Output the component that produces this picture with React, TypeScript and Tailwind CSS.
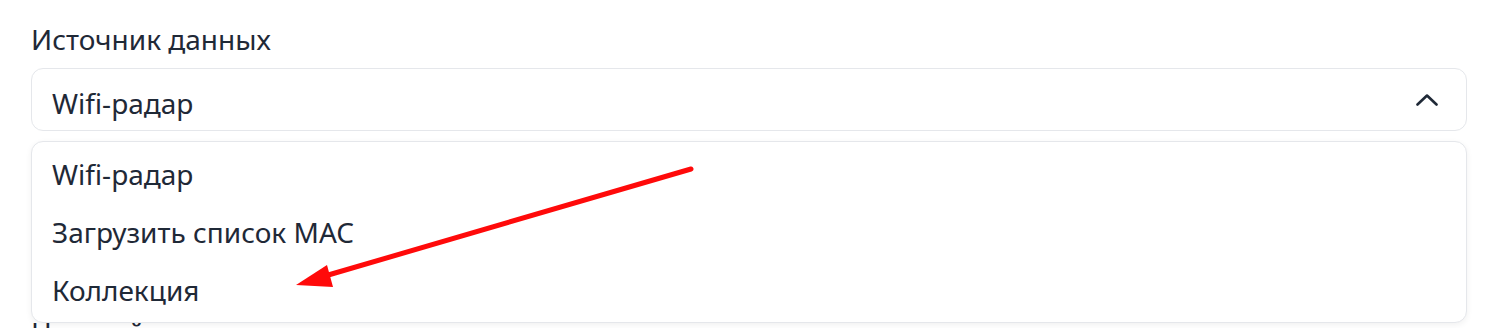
import React from 'react';

const options = ['Wifi-радар', 'Загрузить список MAC', 'Коллекция'];

const App: React.FC = () => {
  return (
    <div className="relative w-[1498px] h-[328px] overflow-hidden bg-white font-['Noto_Sans',sans-serif] text-[#1f2937]">
      <div className="flex flex-col px-[31px] pt-[19px]">
        {/* Поле выбора источника */}
        <label className="text-[28px] leading-[40px]">Источник данных</label>

        <div className="relative mt-[9px]">
          <div className="flex h-[63px] items-center justify-between rounded-[12px] border border-[#e5e7eb] bg-white pl-[20px] pr-[28px] pt-[6px]">
            <span className="text-[28px] leading-[40px]">Wifi-радар</span>
            <svg width="22" height="12" viewBox="0 0 22 12" fill="none" className="-mt-[6px]">
              <path d="M1.5 10.5 L11 1.5 L20.5 10.5" stroke="#1f2937" strokeWidth="2.6" strokeLinecap="round" strokeLinejoin="round" />
            </svg>
          </div>

          {/* Выпадающий список */}
          <div className="absolute left-0 right-0 top-[calc(100%+10px)] z-10 rounded-[12px] border border-[#e5e7eb] bg-white pt-[3px] pb-[3px] shadow-[0_2px_6px_rgba(0,0,0,0.06)]">
            {options.map((o) => (
              <div key={o} className="flex h-[58px] items-center pl-[20px] text-[28px] leading-[40px]">
                {o}
              </div>
            ))}
          </div>
        </div>

        <label className="mt-[181px] text-[28px] leading-[40px]">Настройки</label>
      </div>

      {/* Стрелка-аннотация */}
      <svg className="pointer-events-none absolute inset-0 z-20" width="1498" height="328" viewBox="0 0 1498 328">
        <line x1="691" y1="169" x2="318" y2="278" stroke="#ff0a0a" strokeWidth="5" strokeLinecap="round" />
        <polygon points="296,285 327,265 333,287" fill="#ff0a0a" />
      </svg>
    </div>
  );
};

export default App;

Task >>
In your copy, leave out the pictures and reproduce the material above exactly.

Expected answer >>
Output the component that produces this picture with React, TypeScript and Tailwind CSS.
import React from 'react';

const options = ['Wifi-радар', 'Загрузить список MAC', 'Коллекция'];

const App: React.FC = () => {
  return (
    <div className="relative w-[1498px] h-[328px] overflow-hidden bg-white font-['Noto_Sans',sans-serif] text-[#1f2937]">
      <div className="flex flex-col px-[31px] pt-[19px]">
        {/* Поле выбора источника */}
        <label className="text-[28px] leading-[40px]">Источник данных</label>

        <div className="relative mt-[9px]">
          <div className="flex h-[63px] items-center justify-between rounded-[12px] border border-[#e5e7eb] bg-white pl-[20px] pr-[28px] pt-[6px]">
            <span className="text-[28px] leading-[40px]">Wifi-радар</span>
            <svg width="22" height="12" viewBox="0 0 22 12" fill="none" className="-mt-[6px]">
              <path d="M1.5 10.5 L11 1.5 L20.5 10.5" stroke="#1f2937" strokeWidth="2.6" strokeLinecap="round" strokeLinejoin="round" />
            </svg>
          </div>

          {/* Выпадающий список */}
          <div className="absolute left-0 right-0 top-[calc(100%+10px)] z-10 rounded-[12px] border border-[#e5e7eb] bg-white pt-[3px] pb-[3px] shadow-[0_2px_6px_rgba(0,0,0,0.06)]">
            {options.map((o) => (
              <div key={o} className="flex h-[58px] items-center pl-[20px] text-[28px] leading-[40px]">
                {o}
              </div>
            ))}
          </div>
        </div>

        <label className="mt-[181px] text-[28px] leading-[40px]">Настройки</label>
      </div>

      {/* Стрелка-аннотация */}
      <svg className="pointer-events-none absolute inset-0 z-20" width="1498" height="328" viewBox="0 0 1498 328">
        <line x1="691" y1="169" x2="318" y2="278" stroke="#ff0a0a" strokeWidth="5" strokeLinecap="round" />
        <polygon points="296,285 327,265 333,287" fill="#ff0a0a" />
      </svg>
    </div>
  );
};

export default App;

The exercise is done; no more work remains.